§ **WHAT YOU NEED TO DO**
Copy down every line where the string "screenshot" shows up.

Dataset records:

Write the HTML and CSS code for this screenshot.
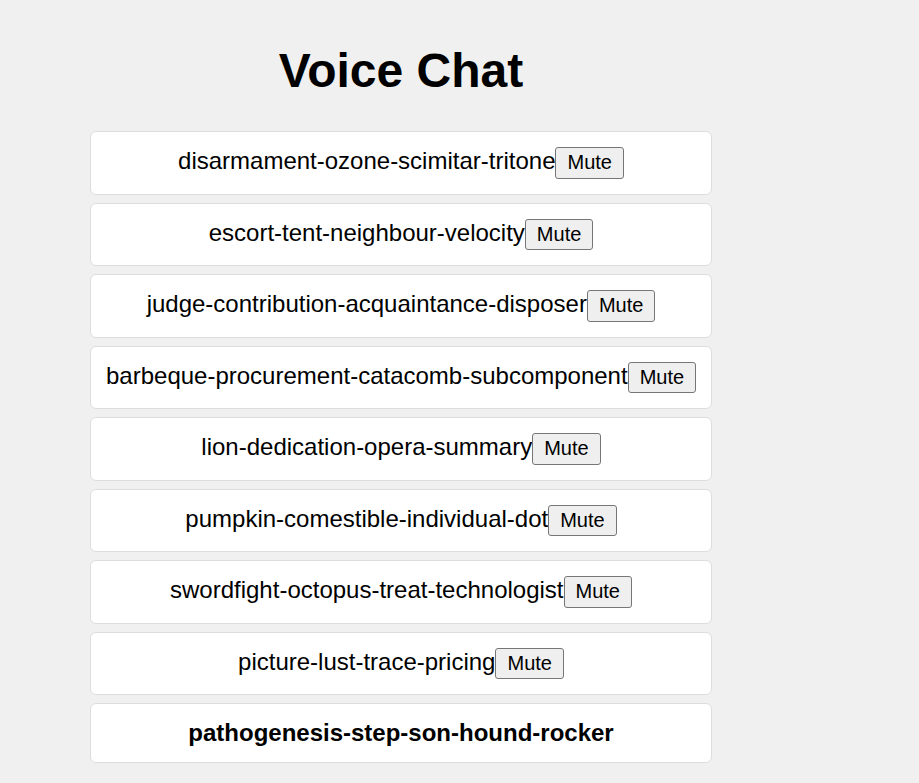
FILE: index.html
```html
<!DOCTYPE html>
<html>
<head>
<meta charset="utf-8">
<link rel="stylesheet" href="styles.css">
</head>
<body>
<div class="app">
  <h1 class="title">Voice Chat</h1>
  <ul class="list">
    <li class="card"><span class="name">disarmament-ozone-scimitar-tritone</span><button class="mute">Mute</button></li>
    <li class="card"><span class="name">escort-tent-neighbour-velocity</span><button class="mute">Mute</button></li>
    <li class="card"><span class="name">judge-contribution-acquaintance-disposer</span><button class="mute">Mute</button></li>
    <li class="card"><span class="name">barbeque-procurement-catacomb-subcomponent</span><button class="mute">Mute</button></li>
    <li class="card"><span class="name">lion-dedication-opera-summary</span><button class="mute">Mute</button></li>
    <li class="card"><span class="name">pumpkin-comestible-individual-dot</span><button class="mute">Mute</button></li>
    <li class="card"><span class="name">swordfight-octopus-treat-technologist</span><button class="mute">Mute</button></li>
    <li class="card"><span class="name">picture-lust-trace-pricing</span><button class="mute">Mute</button></li>
    <li class="card self"><span class="name">pathogenesis-step-son-hound-rocker</span></li>
  </ul>
</div>
</body>
</html>
```

FILE: styles.css
```css
html, body {
  background: #f0f0f0;
}
body {
  margin: 0;
  font-family: "Liberation Sans", Arial, sans-serif;
  color: #000;
}
.app {
  width: 622px;
  margin-left: 90px;
  padding-top: 1px;
}
.title {
  text-align: center;
  font-size: 48px;
  font-weight: bold;
  margin: 42px 0 33px;
  line-height: 55px;
}
.list {
  list-style: none;
  margin: 0;
  padding: 0;
  display: flex;
  flex-direction: column;
  gap: 8px;
}
.card {
  background: #fff;
  border: 1px solid #ddd;
  border-radius: 6px;
  padding: 15px;
  text-align: center;
  font-size: 24px;
  white-space: nowrap;
}
.card.self {
  font-weight: bold;
}
.mute {
  font-family: "Liberation Sans", Arial, sans-serif;
  font-size: 20px;
  padding: 3.25px 11px;
  background: #efefef;
  border: 1px solid #767676;
  border-radius: 3px;
  color: #000;
}
```
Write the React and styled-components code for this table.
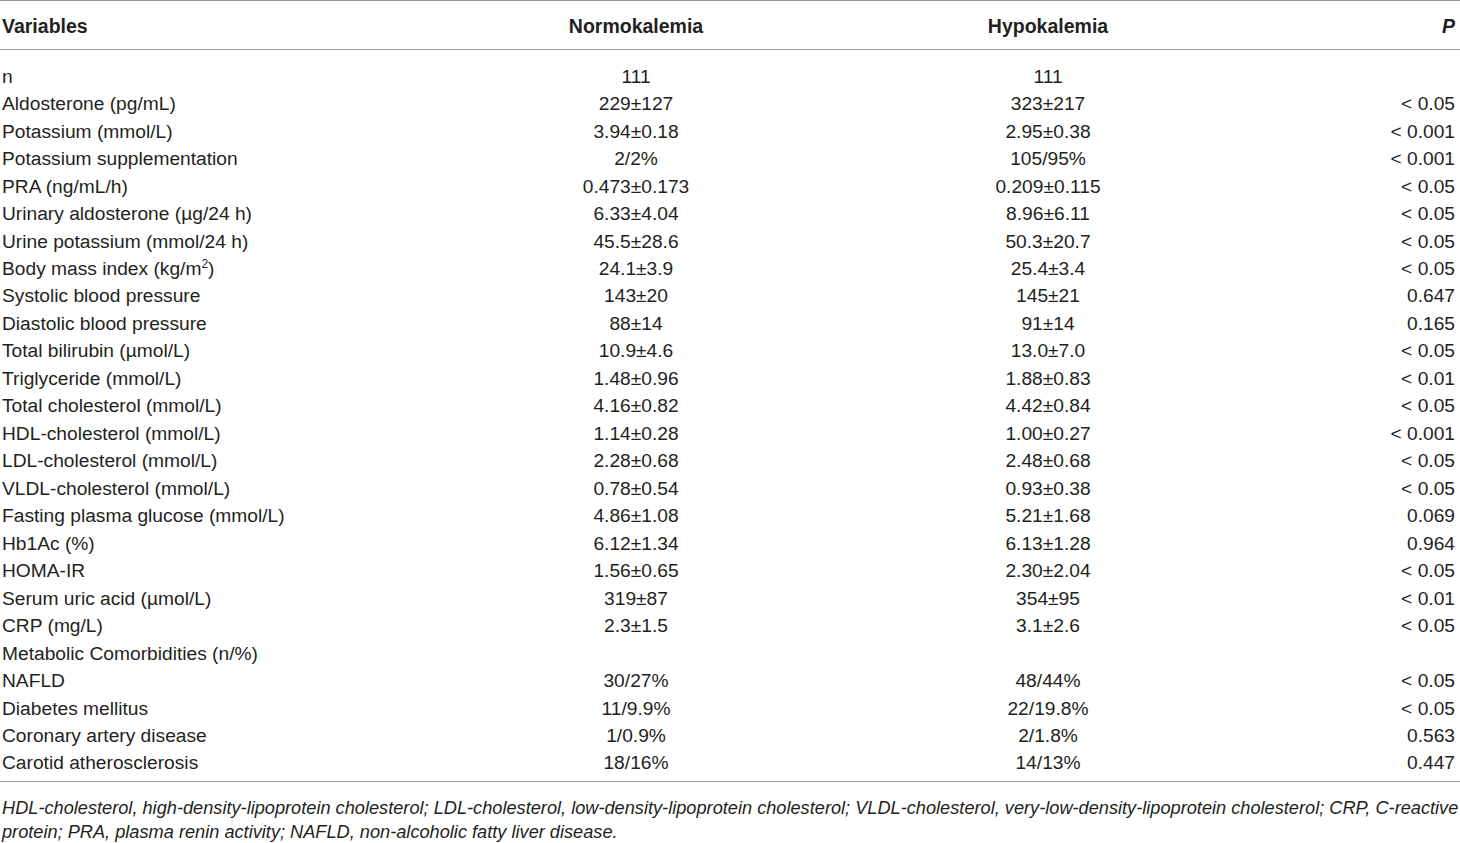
import React from 'react';
import styled, { createGlobalStyle } from 'styled-components';

const GlobalStyle = createGlobalStyle`
  html, body {
    margin: 0;
    padding: 0;
    background: #ffffff;
  }
  body {
    font-family: "Liberation Sans", Arial, sans-serif;
    color: #231f20;
  }
`;

const Wrapper = styled.div`
  width: 1460px;
`;

const Table = styled.div`
  border-top: 1.5px solid #9a9a9a;
  border-bottom: 1.5px solid #9a9a9a;
`;

const Row = styled.div`
  display: grid;
  grid-template-columns: 430px 412px 412px 206px;
  align-items: center;
  height: ${(p) => (p.$head ? '49px' : '27.48px')};
  padding-top: ${(p) => (p.$head ? '2px' : '0')};
  box-sizing: border-box;
  font-size: ${(p) => (p.$head ? '19.5px' : '19.2px')};
  font-weight: ${(p) => (p.$head ? 700 : 400)};
  border-bottom: ${(p) => (p.$head ? '1.5px solid #9a9a9a' : 'none')};
`;

const Body = styled.div`
  padding: 13px 0 4px;
`;

const Cell = styled.div`
  white-space: nowrap;
  padding-left: ${(p) => (p.$first ? '2px' : '0')};
  padding-right: ${(p) => (p.$last ? '5px' : '0')};
  text-align: ${(p) => p.$align || 'center'};
  font-style: ${(p) => (p.$italic ? 'italic' : 'normal')};
`;

const Sup = styled.sup`
  font-size: 12px;
  line-height: 0;
`;

const Note = styled.p`
  margin: 0;
  padding: 14px 0 0 2px;
  font-size: 18.2px;
  line-height: 24px;
  font-style: italic;
  white-space: nowrap;
`;

const rows = [
  ['n', '111', '111', ''],
  ['Aldosterone (pg/mL)', '229±127', '323±217', '< 0.05'],
  ['Potassium (mmol/L)', '3.94±0.18', '2.95±0.38', '< 0.001'],
  ['Potassium supplementation', '2/2%', '105/95%', '< 0.001'],
  ['PRA (ng/mL/h)', '0.473±0.173', '0.209±0.115', '< 0.05'],
  ['Urinary aldosterone (µg/24 h)', '6.33±4.04', '8.96±6.11', '< 0.05'],
  ['Urine potassium (mmol/24 h)', '45.5±28.6', '50.3±20.7', '< 0.05'],
  [<>Body mass index (kg/m<Sup>2</Sup>)</>, '24.1±3.9', '25.4±3.4', '< 0.05'],
  ['Systolic blood pressure', '143±20', '145±21', '0.647'],
  ['Diastolic blood pressure', '88±14', '91±14', '0.165'],
  ['Total bilirubin (µmol/L)', '10.9±4.6', '13.0±7.0', '< 0.05'],
  ['Triglyceride (mmol/L)', '1.48±0.96', '1.88±0.83', '< 0.01'],
  ['Total cholesterol (mmol/L)', '4.16±0.82', '4.42±0.84', '< 0.05'],
  ['HDL-cholesterol (mmol/L)', '1.14±0.28', '1.00±0.27', '< 0.001'],
  ['LDL-cholesterol (mmol/L)', '2.28±0.68', '2.48±0.68', '< 0.05'],
  ['VLDL-cholesterol (mmol/L)', '0.78±0.54', '0.93±0.38', '< 0.05'],
  ['Fasting plasma glucose (mmol/L)', '4.86±1.08', '5.21±1.68', '0.069'],
  ['Hb1Ac (%)', '6.12±1.34', '6.13±1.28', '0.964'],
  ['HOMA-IR', '1.56±0.65', '2.30±2.04', '< 0.05'],
  ['Serum uric acid (µmol/L)', '319±87', '354±95', '< 0.01'],
  ['CRP (mg/L)', '2.3±1.5', '3.1±2.6', '< 0.05'],
  ['Metabolic Comorbidities (n/%)', '', '', ''],
  ['NAFLD', '30/27%', '48/44%', '< 0.05'],
  ['Diabetes mellitus', '11/9.9%', '22/19.8%', '< 0.05'],
  ['Coronary artery disease', '1/0.9%', '2/1.8%', '0.563'],
  ['Carotid atherosclerosis', '18/16%', '14/13%', '0.447'],
];

const App = () => (
  <Wrapper>
    <GlobalStyle />
    <Table>
      <Row $head>
        <Cell $first $align="left">Variables</Cell>
        <Cell>Normokalemia</Cell>
        <Cell>Hypokalemia</Cell>
        <Cell $last $align="right" $italic>P</Cell>
      </Row>
      <Body>
        {rows.map((r, i) => (
          <Row key={i}>
            <Cell $first $align="left">{r[0]}</Cell>
            <Cell>{r[1]}</Cell>
            <Cell>{r[2]}</Cell>
            <Cell $last $align="right">{r[3]}</Cell>
          </Row>
        ))}
      </Body>
    </Table>
    <Note>
      HDL-cholesterol, high-density-lipoprotein cholesterol; LDL-cholesterol, low-density-lipoprotein cholesterol;
      VLDL-cholesterol, very-low-density-lipoprotein cholesterol; CRP, C-reactive
      <br />
      protein; PRA, plasma renin activity; NAFLD, non-alcoholic fatty liver disease.
    </Note>
  </Wrapper>
);

export default App;
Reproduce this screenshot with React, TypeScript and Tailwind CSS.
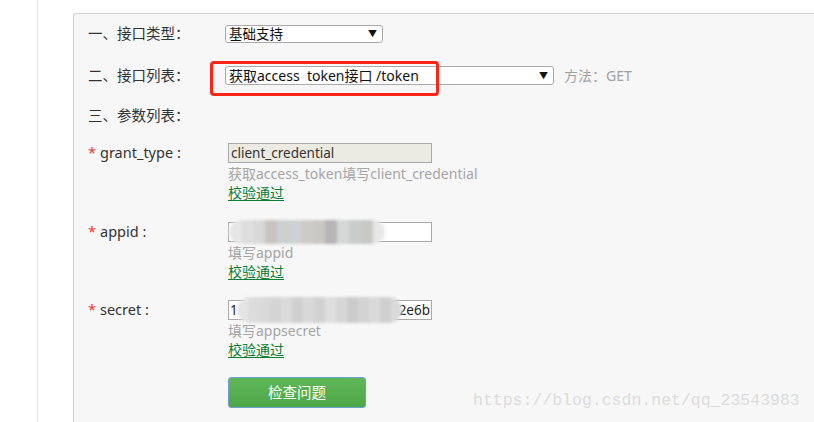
const font = "font-['Noto_Sans','Noto_Sans_CJK_SC',sans-serif]";

const Check = () => (
  <p className="h-[18px] leading-[18px] text-[14px] text-[#0a7d36] underline underline-offset-2">校验通过</p>
);

const Blur = ({ cells }: { cells: string[] }) => (
  <div className="absolute inset-y-[-3px] left-0 flex blur-[1.5px] rounded-full overflow-hidden">
    {cells.map((c, i) => (
      <div key={i} className="w-[12px] h-full" style={{ background: c }} />
    ))}
  </div>
);

const Field = ({
  label,
  hint,
  children,
  mt,
}: {
  label: string;
  hint: string;
  children: React.ReactNode;
  mt: string;
}) => (
  <div className={`flex ${mt}`}>
    <div className="w-[140px] h-[20px] flex items-center text-[14.5px] text-[#333]">
      <span className="text-[#e33] mr-[4px]">*</span>
      {label}
    </div>
    <div className="flex flex-col">
      {children}
      <p className="h-[20px] mt-[1px] leading-[20px] text-[14px] text-[#a5a5a5]">{hint}</p>
      <Check />
    </div>
  </div>
);

export default function App() {
  return (
    <div className={`relative w-[814px] h-[422px] overflow-hidden bg-white flex ${font}`}>
      <div className="w-[38px] h-full border-r border-[#e6e6e6] shrink-0" />
      <div className="ml-[35px] mt-[13px] flex-1 bg-[#f7f7f7] border-l border-t border-[#cfcfcf] rounded-tl-[3px] pl-[14px] pt-[11px]">
        {/* row 1 */}
        <div className="flex items-center h-[18px]">
          <div className="w-[137px] text-[14.5px] text-[#333]">一、接口类型：</div>
          <div className="w-[158px] h-[18px] bg-white border border-[#aaa] rounded-[3px] flex items-center justify-between pl-[3px] pr-[5px] text-[13.5px] text-[#111]">
            <span>基础支持</span>
            <span className="text-[9px]">▼</span>
          </div>
        </div>
        {/* row 2 */}
        <div className="flex items-center h-[19px] mt-[23px]">
          <div className="w-[137px] text-[14.5px] text-[#333]">二、接口列表：</div>
          <div className="relative w-[329px] h-[19px] bg-white border border-[#aaa] rounded-[3px] flex items-center justify-between pl-[3px] pr-[5px] text-[14px] text-[#111]">
            <span className="whitespace-pre">获取access  token接口 /token</span>
            <span className="text-[9px]">▼</span>
            <div className="absolute left-[-16px] top-[-6px] w-[229px] h-[35px] border-[3px] border-[#fe2418] rounded-[4px]" />
          </div>
          <span className="ml-[10px] text-[14px] text-[#a0a0a0]">方法：GET</span>
        </div>
        {/* row 3 */}
        <div className="h-[18px] leading-[18px] mt-[21px] text-[14.5px] text-[#333]">三、参数列表：</div>

        <Field label="grant_type :" hint="获取access_token填写client_credential" mt="mt-[19px]">
          <div className="w-[204px] h-[20px] bg-[#ebebe4] border border-[#a9a9a9] pl-[2px] text-[13.5px] leading-[18px] text-[#333]">
            client_credential
          </div>
        </Field>

        <Field label="appid :" hint="填写appid" mt="mt-[20px]">
          <div className="relative w-[204px] h-[20px] bg-white border border-[#a9a9a9]">
            <Blur
              cells={["#e6e6e6", "#dedede", "#d8d8d8", "#c7c4c2", "#cdd0d1", "#cfd2d3", "#cdcbc6", "#c9c8c1", "#b7b5b8", "#d6d7d7", "#cacccc", "#c8c8c6", "#e8e8e8"]}
            />
          </div>
        </Field>

        <Field label="secret :" hint="填写appsecret" mt="mt-[19px]">
          <div className="relative w-[204px] h-[20px] bg-white border border-[#a9a9a9] flex items-center justify-between px-[1px] text-[13.5px] text-[#222] overflow-visible">
            <span>1</span>
            <span>2e6b</span>
            <div className="absolute left-[8px] inset-y-[-4px] flex blur-[1.5px] rounded-full overflow-hidden">
              {["#e4e4e4", "#dcdcdc", "#d9d9d9", "#d4d4d4", "#dadada", "#cfcfcf", "#d8d8d8", "#d2d2d2", "#dedede", "#d6d6d6", "#cbcbcb", "#d3d3d3", "#d9d9d9", "#cfcfcf", "#dadada"].map((c, i) => (
                <div key={i} className="w-[11px] h-full" style={{ background: c }} />
              ))}
            </div>
          </div>
        </Field>

        <div className="ml-[140px] mt-[18px] w-[138px] h-[31px] rounded-[3px] border border-[#6d9fd0] bg-gradient-to-b from-[#5fb757] to-[#4ea746] flex items-center justify-center text-[14.5px] text-white">
          检查问题
        </div>
      </div>
      <div className="absolute left-[473px] top-[390px] font-['Liberation_Mono',monospace] text-[16.5px] text-[#dcdcdc] leading-[22px] whitespace-nowrap">
        https://blog.csdn.net/qq_23543983
      </div>
    </div>
  );
}
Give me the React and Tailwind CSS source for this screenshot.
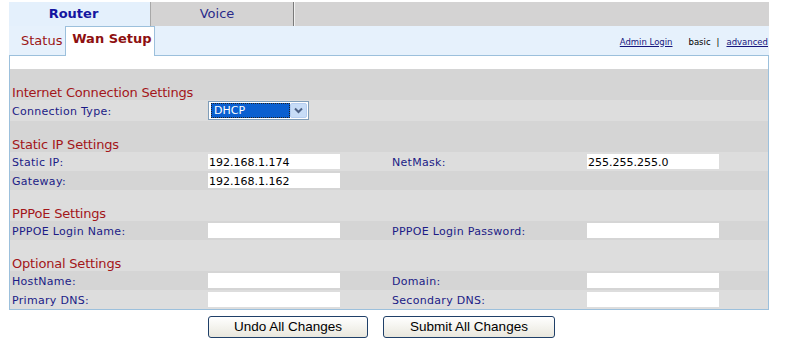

§ **EXERCISE OUTPUT**
Write the HTML and CSS code for this screenshot.
Reproduce this screenshot with React, TypeScript and Tailwind CSS.
Give me the React and Tailwind CSS source for this screenshot.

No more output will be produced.